Argentina's president, Cristina Fernandez, recommended pork as an alternative to Viagra in a meeting this week with leaders of the country's pig farming industry.

"I've been told…that eating pork improves your sex life. I'd say it's a lot nicer to eat a bit of grilled pork than take Viagra," she said.

She noted that after she and her husband, former president Nestor Kirchner, ate a meal of pork, "things went very well [over the] weekend."



In recent years, the Argentinean government has been promoting pork consumption in response to rising beef prices.

This morning, Meat Trade News Daily wrote that "Prices have surged since November on worries over supply and the traditional increase in demand for holiday barbecues. The average price for a live steer at the benchmark Liniers cattle market has risen almost 25% since November, trading at 4.73 pesos ($1.24) a kilo Wednesday."

The report also pointed out that the US Department of Agriculture expects Argentina's beef production to fall 13%, to 2.8 million tons in 2010.

Arturo Llavallol, a board member at the Argentine Beef Promotion Institute, said, "Cattle breeders are cutting production because the government has restricted exports and attempted to regulate prices since late 2005. The South American country's cattle herd has declined in the past year as the worst drought in a century harmed pastures."

Llavallol continued, "Next year, there will be 4 million fewer head of cattle than this year, which means 30% less cattle going to the slaughterhouse."

Obviously, less available beef equals higher prices.
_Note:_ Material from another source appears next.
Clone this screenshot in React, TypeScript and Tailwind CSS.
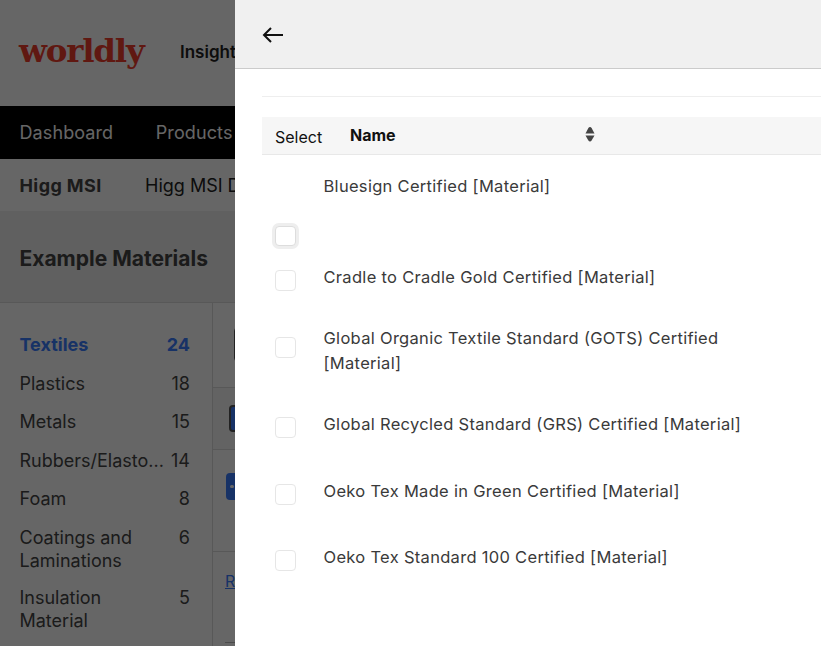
import React from "react";

const font = { fontFamily: "Inter, 'Liberation Sans', sans-serif" };

const side: [string, string][] = [
  ["Plastics", "18"],
  ["Metals", "15"],
  ["Rubbers/Elasto...", "14"],
  ["Foam", "8"],
  ["Coatings and Laminations", "6"],
];

function Box({ className = "" }: { className?: string }) {
  return <div className={`h-[21px] w-[21px] shrink-0 rounded-[4px] border border-[#e6e6e6] bg-white ${className}`} />;
}

function Row({ h, mt, label }: { h: string; mt: string; label: string }) {
  return (
    <div className={`flex items-start pl-[13px] ${h}`}>
      <Box className={mt} />
      <div className="ml-[27.5px] max-w-[425px] text-[16.5px] leading-[25px] tracking-[0.3px] text-[#3a3a3a]">{label}</div>
    </div>
  );
}

export default function App() {
  return (
    <div className="relative h-[646px] w-[821px] overflow-hidden bg-white" style={font}>
      {/* page underneath */}
      <div className="flex h-full flex-col">
        <div className="flex h-[106px] shrink-0 items-center pl-[19px]">
          <span className="mb-[4px] w-[161px] text-[32.5px] font-bold leading-none tracking-[-1.2px] text-[#f03c2c]" style={{ fontFamily: "'DejaVu Serif', serif" }}>
            worldly
          </span>
          <span className="text-[17px] font-semibold text-[#222]">Insights</span>
        </div>
        <div className="flex h-[53px] shrink-0 items-center gap-[42.5px] bg-black pl-[19.5px] text-[18px] tracking-[0.1px] text-white">
          <span>Dashboard</span>
          <span>Products</span>
        </div>
        <div className="flex h-[52px] shrink-0 items-center pl-[19.5px] text-[18px] text-[#222]">
          <span className="w-[125.5px] font-bold tracking-[0.4px] text-[#444]">Higg MSI</span>
          <span>Higg MSI Data</span>
        </div>
        <div className="flex h-[92px] shrink-0 items-center border-b border-[#dcdcdc] bg-[#f0f0f0] pl-[19.5px] pt-[5px] text-[21px] font-bold text-[#444]">
          Example Materials
        </div>
        <div className="flex min-h-0 flex-1">
          <div className="flex w-[213px] shrink-0 flex-col gap-[15.45px] border-r border-[#dcdcdc] pl-[19.5px] pr-[22px] pt-[30.4px] text-[18px] leading-[23px] text-[#444]">
            <div className="flex justify-between font-bold text-[#3b7dff]">
              <span>Textiles</span>
              <span>24</span>
            </div>
            {side.map(([a, b]) => (
              <div key={a} className="flex justify-between">
                <span className="max-w-[140px]">{a}</span>
                <span>{b}</span>
              </div>
            ))}
            <div className="-mt-px flex justify-between">
              <span className="max-w-[140px]">Insulation Material</span>
              <span>5</span>
            </div>
          </div>
          <div className="flex-1">
            <div className="h-[84px] pl-[21px] pt-[24px]">
              <div className="h-[35px] w-10 rounded border border-[#555] bg-white" />
            </div>
            <div className="flex h-[63px] items-center border-y border-[#dcdcdc] bg-[#f7f7f7] pl-[16px]">
              <div className="h-[27px] w-10 rounded border-2 border-[#555] bg-[#3b7dff]" />
            </div>
            <div className="h-[102px] border-b border-[#dcdcdc] pl-[13px] pt-[23px]">
              <div className="flex h-[27px] w-10 items-center rounded-[4px] bg-[#3b7dff] pl-[4px]">
                <div className="h-[3px] w-[4px] rounded-sm bg-white" />
              </div>
            </div>
            <div className="pl-3 pt-[17px] text-[16px] text-[#3b7dff] underline">Read</div>
            <div className="ml-3 mt-[49px] border-t border-[#bbb]" />
          </div>
        </div>
      </div>

      {/* backdrop */}
      <div className="absolute inset-0 bg-black/60" />

      {/* drawer */}
      <div className="absolute inset-y-0 left-[235px] right-0 flex flex-col bg-white">
        <div className="flex h-[69px] shrink-0 items-center border-b border-[#cbcbcb] bg-[#f0f0f0] pl-[27px]">
          <svg width="22" height="18" viewBox="0 0 22 18" fill="none" stroke="#111" strokeWidth="2" className="mt-[1px]">
            <path d="M21 9H2" />
            <path d="M9 2L2 9l7 7" />
          </svg>
        </div>
        <div className="flex-1 pl-[27px]">
          <div className="mt-[27px] border-t border-[#eeeeee]" />
          <div className="mt-5 flex h-[38px] items-center border-b border-[#e8e8e8] bg-[#f6f6f6] text-[#111]">
            <span className="ml-[13px] mt-[2px] w-[75px] text-[16px]">Select</span>
            <span className="mb-[2px] w-[235px] text-[16px] font-bold">Name</span>
            <svg width="10" height="17" viewBox="0 0 10 17" fill="#444" className="mb-[2px]">
              <path d="M5 1q1 0 1.6 1L9.5 7.5h-9L3.4 2Q4 1 5 1z" />
              <path d="M5 15.5q1 0 1.6-1l2.9-5h-9l2.9 5q.6 1 1.6 1z" />
            </svg>
          </div>
          <div className="flex h-[110px] items-start pl-[10px] pt-[19px]">
            <div className="mt-[49px] rounded-[7px] bg-[#eeeeee] p-[3px]">
              <Box className="!h-[20px] !w-[21px] !border-[#dddddd]" />
            </div>
            <div className="ml-[24.5px] text-[16.5px] leading-[25px] tracking-[0.3px] text-[#3a3a3a]">Bluesign Certified [Material]</div>
          </div>
          <Row h="h-[61px]" mt="mt-[5px]" label="Cradle to Cradle Gold Certified [Material]" />
          <Row h="h-[86px]" mt="mt-[11px]" label="Global Organic Textile Standard (GOTS) Certified [Material]" />
          <Row h="h-[67px]" mt="mt-[5px]" label="Global Recycled Standard (GRS) Certified [Material]" />
          <Row h="h-[66px]" mt="mt-[5px]" label="Oeko Tex Made in Green Certified [Material]" />
          <Row h="h-[60px]" mt="mt-[5px]" label="Oeko Tex Standard 100 Certified [Material]" />
        </div>
      </div>
    </div>
  );
}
Hence, Fernandez's push for pork.

"Trying it doesn't cost anything, so let's give it a go," she suggested.

Bolstering Fernandez's argument, Juan Luis Uccelli, head of Argentina's association of pork producers, claimed that residents of Denmark and Japan have much more "harmonious" sex lives than Argentines because they consume more pork.

"In Osaka, Japan, there is a village in which the people who reached 105 years old and ate a lot of pork had a lot of sexual activity," he told Radio Mitre.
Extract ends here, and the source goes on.